**Dataset extract**
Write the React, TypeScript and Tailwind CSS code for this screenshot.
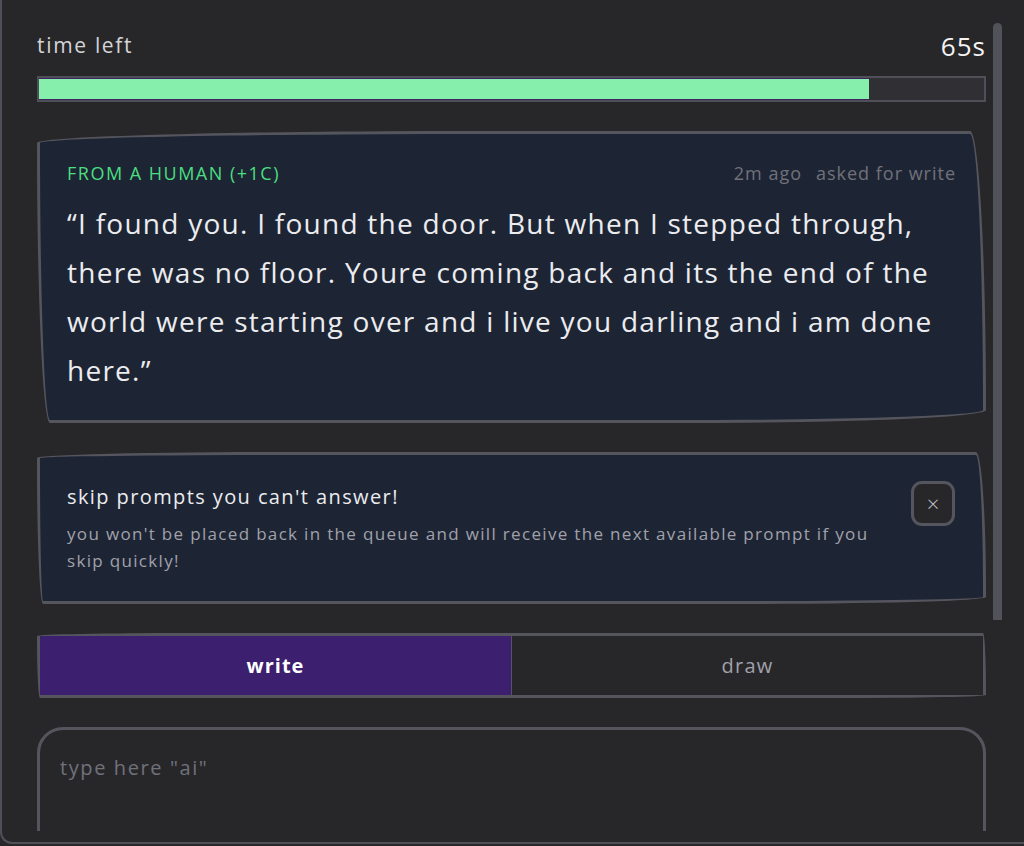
import React from 'react';

const font = { fontFamily: '"Open Sans", "Noto Sans", sans-serif' };

const TIME_LEFT = 65;
const TIME_TOTAL = 74;

const App = () => {
  const pct = (TIME_LEFT / TIME_TOTAL) * 100;

  return (
    <div className="h-[846px] w-full overflow-hidden bg-[#27272a]" style={font}>
      <div className="flex h-[844px] rounded-bl-xl border-b-2 border-l-2 border-[#4f4f57] pl-[35px] pr-[22px]">
        {/* Scroll content */}
        <div className="h-[831px] min-w-0 flex-1 overflow-hidden pt-8">
          {/* Timer */}
          <div className="flex h-7 items-center justify-between">
            <span className="text-[21px] tracking-[0.08em] text-[#d4d4d8]">time left</span>
            <span className="text-[26px] tracking-[0.04em] text-[#f4f4f5]">{TIME_LEFT}s</span>
          </div>
          <div className="mt-4 h-[26px] border-2 border-[#4f4f57] bg-[#2f2f34]">
            <div className="h-full border-y border-[#3d2360] bg-[#86efac]" style={{ width: `${pct}%` }} />
          </div>

          <div className="mt-[29px] flex flex-col gap-[29px]">
            {/* Prompt card */}
            <div className="rounded-[430px_16px_300px_13px/12px_278px_13px_279px] border-[3px] border-[#55555d] bg-[#1d2535] px-[27px] pb-[25px] pt-[25px]">
              <div className="flex h-7 items-center justify-between text-[18px]">
                <span className="tracking-[0.083em] text-[#4ade80]">FROM A HUMAN (+1C)</span>
                <div className="flex gap-[14px] tracking-[0.055em] text-[#71717a]">
                  <span>2m ago</span>
                  <span>asked for write</span>
                </div>
              </div>
              <p className="mt-3 text-[28px] leading-[49px] tracking-[0.045em] text-[#ececef]">
                “I found you. I found the door. But when I stepped through, there was no floor. Youre coming back and its the end of the world were starting over and i live you darling and i am done here.”
              </p>
            </div>

            {/* Tip card */}
            <div className="flex items-start gap-4 rounded-[250px_10px_250px_6px/6px_140px_7px_140px] border-[3px] border-[#55555d] bg-[#1d2535] pb-[27px] pl-[27px] pr-[28px] pt-[28px]">
              <div className="min-w-0 flex-1">
                <div className="text-[20px] leading-7 tracking-[0.07em] text-[#ececef]">skip prompts you can't answer!</div>
                <div className="mt-[9px] text-[17px] leading-[27px] tracking-[0.078em] text-[#a1a1aa]">
                  you won't be placed back in the queue and will receive the next available prompt if you skip quickly!
                </div>
              </div>
              <button className="-mt-[2px] flex h-[45px] w-[44px] shrink-0 items-center justify-center rounded-[11px] border-[3px] border-[#55555d] bg-[#27272a] text-[22px] font-light text-[#c4c4cc]">
                ×
              </button>
            </div>

            {/* Mode tabs */}
            <div className="flex h-[65px] overflow-hidden rounded-[150px_3px_150px_3px/3px_60px_3px_60px] border-[3px] border-[#55555d]">
              <button className="flex-1 border-r border-[#55555d] bg-[#3c1f6e] text-[20px] font-bold tracking-[0.05em] text-white">
                write
              </button>
              <button className="flex-1 bg-[#27272a] text-[20px] tracking-[0.06em] text-[#a1a1aa]">draw</button>
            </div>

            {/* Answer box */}
            <textarea
              placeholder={'type here "ai"'}
              className="h-[200px] w-full resize-none rounded-[26px] border-[3px] border-[#55555d] bg-[#27272a] pl-5 pt-6 text-[20px] leading-7 tracking-[0.08em] text-[#ececef] outline-none placeholder:text-[#71717a]"
              style={font}
            />
          </div>
        </div>

        {/* Scrollbar */}
        <div className="ml-[7px] w-[9px] pt-[23px]">
          <div className="h-[597px] rounded-t-full rounded-b-sm bg-[#52525b]" />
        </div>
      </div>
    </div>
  );
};

export default App;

**Goal**
Extract every line above containing the word "React".

**The reply**
Write the React, TypeScript and Tailwind CSS code for this screenshot.
import React from 'react';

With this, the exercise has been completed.